Understanding the Financial Market: Basic Concepts Explained

The financial market can seem like a complex web of transactions, assets, and terminology that is difficult for the average person to understand. However, at its core, it’s a system that enables people and organizations to buy and sell financial instruments, such as stocks and bonds, as well as commodities like oil and gold. These markets are crucial for the operation of modern economies as they provide opportunities for investment, savings, and the raising of capital.

For beginners, diving into the financial market can be an intimidating experience, fraught with jargon and fast-paced decision-making. But understanding the basics of how these markets work is essential to making informed decisions about your money and investments.
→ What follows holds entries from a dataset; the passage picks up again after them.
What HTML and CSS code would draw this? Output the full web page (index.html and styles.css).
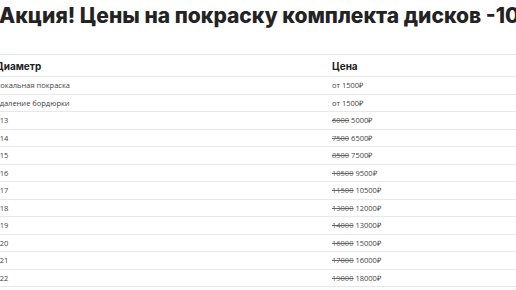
FILE: index.html
```html
<!DOCTYPE html>
<html lang="ru">
<head>
<meta charset="utf-8">
<link rel="stylesheet" href="styles.css">
</head>
<body>
<div class="page">
  <h1 class="title">Акция! Цены на покраску комплекта дисков -1000₽</h1>
  <table class="prices">
    <thead>
      <tr><th class="c1">Диаметр</th><th>Цена</th></tr>
    </thead>
    <tbody>
      <tr><td>Локальная покраска</td><td>от 1500₽</td></tr>
      <tr><td>Удаление бордюрки</td><td>от 1500₽</td></tr>
      <tr><td>R13</td><td><s>6000</s> 5000₽</td></tr>
      <tr><td>R14</td><td><s>7500</s> 6500₽</td></tr>
      <tr><td>R15</td><td><s>8500</s> 7500₽</td></tr>
      <tr><td>R16</td><td><s>10500</s> 9500₽</td></tr>
      <tr><td>R17</td><td><s>11500</s> 10500₽</td></tr>
      <tr><td>R18</td><td><s>13000</s> 12000₽</td></tr>
      <tr><td>R19</td><td><s>14000</s> 13000₽</td></tr>
      <tr><td>R20</td><td><s>16000</s> 15000₽</td></tr>
      <tr><td>R21</td><td><s>17000</s> 16000₽</td></tr>
      <tr><td>R22</td><td><s>19000</s> 18000₽</td></tr>
    </tbody>
  </table>
</div>
</body>
</html>
```
FILE: styles.css
```css
html, body {
  margin: 0;
  padding: 0;
  background: #fff;
  overflow: hidden;
}
.page {
  margin-left: -5px;
  width: 760px;
  color: #222;
}
.title {
  margin: 1px 0 0 4px;
  font-family: Inter, "Liberation Sans", sans-serif;
  font-weight: 800;
  font-size: 21px;
  line-height: 30px;
  white-space: nowrap;
  color: #232323;
  letter-spacing: 0;
}
.prices {
  margin-top: 23px;
  width: 760px;
  border-collapse: collapse;
  font-family: "Open Sans", "Liberation Sans", sans-serif;
}
.prices th {
  text-align: left;
  font-family: Inter, "Liberation Sans", sans-serif;
  font-weight: 700;
  font-size: 10px;
  height: 21px;
  padding: 0;
  color: #222;
  border-top: 1px solid #e8e8e8;
  border-bottom: 1px solid #e8e8e8;
}
.prices th.c1 {
  width: 337px;
}
.prices td {
  font-size: 7.5px;
  height: 16.5px;
  padding: 0;
  color: #444;
  border-bottom: 1px solid #e8e8e8;
}
.prices s {
  color: #666;
}
```
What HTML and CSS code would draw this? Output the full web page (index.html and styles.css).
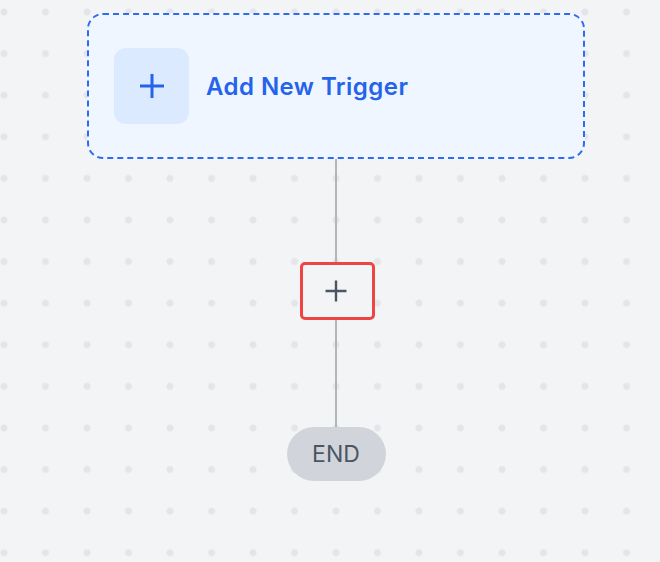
FILE: index.html
```html
<!DOCTYPE html>
<html>
<head>
<meta charset="utf-8">
<link rel="stylesheet" href="styles.css">
</head>
<body>
<div class="canvas">
  <div class="flow">
    <div class="trigger-card">
      <div class="trigger-icon">
        <svg width="28" height="28" viewBox="0 0 28 28"><path d="M14 2v24M2 14h24" stroke="#2563eb" stroke-width="3" fill="none"/></svg>
      </div>
      <span class="trigger-label">Add New Trigger</span>
    </div>
    <div class="edge edge-top"></div>
    <div class="add-step">
      <svg width="24" height="24" viewBox="0 0 24 24"><path d="M12 1.5v21M1.5 12h21" stroke="#4b5563" stroke-width="2.4" fill="none"/></svg>
    </div>
    <div class="edge edge-bottom"></div>
    <div class="end-node">END</div>
  </div>
</div>
</body>
</html>
```
FILE: styles.css
```css
html, body {
  margin: 0;
  padding: 0;
}
body {
  width: 660px;
  height: 562px;
  overflow: hidden;
  font-family: Inter, "Noto Sans", sans-serif;
}
.canvas {
  width: 660px;
  height: 562px;
  background-color: #f3f4f6;
  background-image: radial-gradient(circle at center, #e4e5e9 0, #e4e5e9 3px, rgba(228,229,233,0) 4px);
  background-size: 41.5px 41.6px;
  background-position: -16.75px -8.8px;
  box-sizing: border-box;
  padding: 13px 0 0 12px;
}
.flow {
  display: flex;
  flex-direction: column;
  align-items: center;
}
.trigger-card {
  box-sizing: border-box;
  width: 498px;
  height: 146px;
  border: 2px dashed #2f6bef;
  border-radius: 16px;
  background: #eff6ff;
  display: flex;
  align-items: center;
  padding-left: 25px;
  gap: 17px;
}
.trigger-icon {
  width: 75px;
  height: 76px;
  border-radius: 12px;
  background: #dbeafe;
  display: flex;
  align-items: center;
  justify-content: center;
}
.trigger-icon svg { display: block; }
.trigger-label {
  font-size: 24px;
  font-weight: 600;
  color: #2563eb;
  letter-spacing: 0.45px;
}
.edge {
  width: 2px;
  background: #b4b5ba;
}
.edge-top { height: 103px; }
.edge-bottom { height: 107px; }
.add-step {
  box-sizing: border-box;
  width: 75px;
  height: 58px;
  margin-left: 2px;
  border: 3px solid #ef4444;
  border-radius: 5px;
  background: #f3f4f6;
  display: flex;
  align-items: center;
  justify-content: center;
}
.add-step svg { display: block; margin-left: -2px; }
.end-node {
  width: 99px;
  height: 54px;
  border-radius: 27px;
  background: #d1d5db;
  color: #4b5563;
  font-size: 23px;
  display: flex;
  align-items: center;
  justify-content: center;
}
```
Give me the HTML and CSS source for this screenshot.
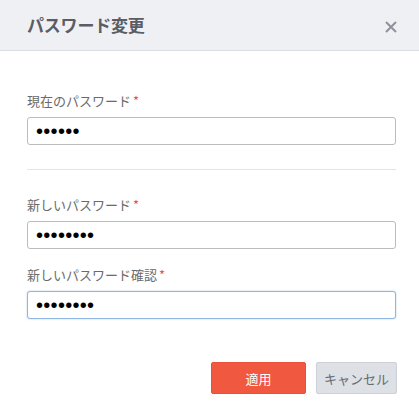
FILE: index.html
```html
<!DOCTYPE html>
<html lang="ja">
<head>
<meta charset="utf-8">
<title>パスワード変更</title>
<link rel="stylesheet" href="styles.css">
</head>
<body>
<div class="modal">
  <header class="modal-header">
    <h1 class="modal-title">パスワード変更</h1>
    <button class="close" type="button" aria-label="閉じる">
      <svg width="12" height="12" viewBox="0 0 12 12"><path d="M1 1L11 11M11 1L1 11" stroke="#8f929b" stroke-width="2" fill="none"/></svg>
    </button>
  </header>
  <form class="modal-body">
    <div class="section">
      <div class="field">
        <label class="label">現在のパスワード<span class="req">*</span></label>
        <input class="input" type="password" value="123456">
      </div>
    </div>
    <hr class="divider">
    <div class="section">
      <div class="field">
        <label class="label">新しいパスワード<span class="req">*</span></label>
        <input class="input" type="password" value="12345678">
      </div>
      <div class="field">
        <label class="label">新しいパスワード確認<span class="req">*</span></label>
        <input class="input is-focused" type="password" value="12345678" autofocus>
      </div>
    </div>
    <div class="actions">
      <button class="btn btn-primary" type="button">適用</button>
      <button class="btn btn-default" type="button">キャンセル</button>
    </div>
  </form>
</div>
</body>
</html>
```

FILE: styles.css
```css
* { box-sizing: border-box; }
html, body { margin: 0; padding: 0; background: #fff; }
body {
  font-family: "Noto Sans CJK JP", "Noto Sans", "Liberation Sans", sans-serif;
  width: 419px;
  height: 411px;
  overflow: hidden;
}
.modal-header {
  height: 51px;
  background: #eff0f4;
  border-bottom: 1px solid #dcdde2;
  display: flex;
  align-items: center;
  justify-content: space-between;
  padding: 0 21px 0 27px;
}
.modal-title {
  margin: 0;
  font-size: 17px;
  font-weight: bold;
  color: #5b5d64;
  line-height: 20px;
  letter-spacing: -0.2px;
}
.close {
  border: 0;
  background: none;
  padding: 0;
  width: 14px;
  height: 14px;
  display: flex;
  align-items: center;
  justify-content: center;
  margin-top: 4px;
}
.modal-body {
  padding: 41px 23px 0 27px;
}
.field {
  display: flex;
  flex-direction: column;
  gap: 7px;
}
.field + .field { margin-top: 17px; }
.label {
  font-size: 13px;
  line-height: 18px;
  color: #6a6a6a;
}
.req {
  color: #e8563f;
  margin-left: 2px;
}
.input {
  height: 28px;
  border: 1px solid #bcbcbc;
  border-radius: 3px;
  padding: 0 8px;
  font-family: "Liberation Sans", sans-serif;
  font-size: 20px;
  color: #000;
  outline: none;
  background: #fff;
  letter-spacing: 0.3px;
}
.input.is-focused {
  border-color: #8fb6e3;
  box-shadow: 0 0 2px rgba(120, 170, 230, 0.6);
}
.divider {
  border: 0;
  border-top: 1px solid #e4e4e6;
  margin: 24px 0 26px;
}
.actions {
  display: flex;
  justify-content: flex-end;
  gap: 10px;
  margin-top: 43px;
  margin-right: -1px;
}
.btn {
  height: 32px;
  border-radius: 2px;
  font-family: "Noto Sans CJK JP", "Noto Sans", sans-serif;
  font-size: 13px;
  padding: 0;
}
.btn-primary {
  width: 95px;
  background: #f0583f;
  border: 1px solid #ea5139;
  color: #fff;
}
.btn-default {
  width: 81px;
  background: #dde0e5;
  border: 1px solid #cdd0d6;
  color: #666a72;
}
```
Whether you’re considering buying your first shares, looking into government bonds, or exploring the potential of mutual funds, a fundamental grasp of these concepts can help you establish a strong foundation for your financial future.

In this article, we’ll explore the principal features of the financial markets, focusing on different instruments like stocks and bonds, and delve into how these markets influence the economy. We’ll also look at investment vehicles such as mutual funds and ETFs, and how they can be used to diversify risk. Lastly, we’ll discuss how to begin your journey in investing. By the end of this read, you should have a basic but solid understanding of the financial market and its components, setting you on the right path to becoming a savvy investor.

Introduction to the financial market

At the most fundamental level, the financial market is where parties trade financial securities, commodities, and other fungible items of value at low transaction costs and at prices that reflect supply and demand. Securities include stocks and bonds, and commodities range from precious metals to agricultural products. Essentially, these markets act as a medium through which wealth is transferred from one party to another.

Financial markets can be classified in several ways, such as by the nature of the assets traded (for example, equity markets for stocks and bond markets for debts) or by their maturity, differentiating between capital markets for long-term finance and money markets for short-term finance. Moreover, these markets are often divided into primary markets, where new securities are issued and sold, and secondary markets, where existing securities are traded amongst investors.

Financial markets serve several functions. They provide a mechanism for raising capital, a way to transfer risk, and an avenue for determining the price of traded assets. They enhance capital allocation by directing funds from investors to those who seek investment, often leading to economic growth.

The role of the financial market in the economy

The financial market plays a pivotal role in bolstering and sustaining the economy. It serves as the backbone of a nation’s economic infrastructure, facilitating efficient resource allocation and assisting in the creation of wealth by enabling the trade of financial instruments that are key to business operations.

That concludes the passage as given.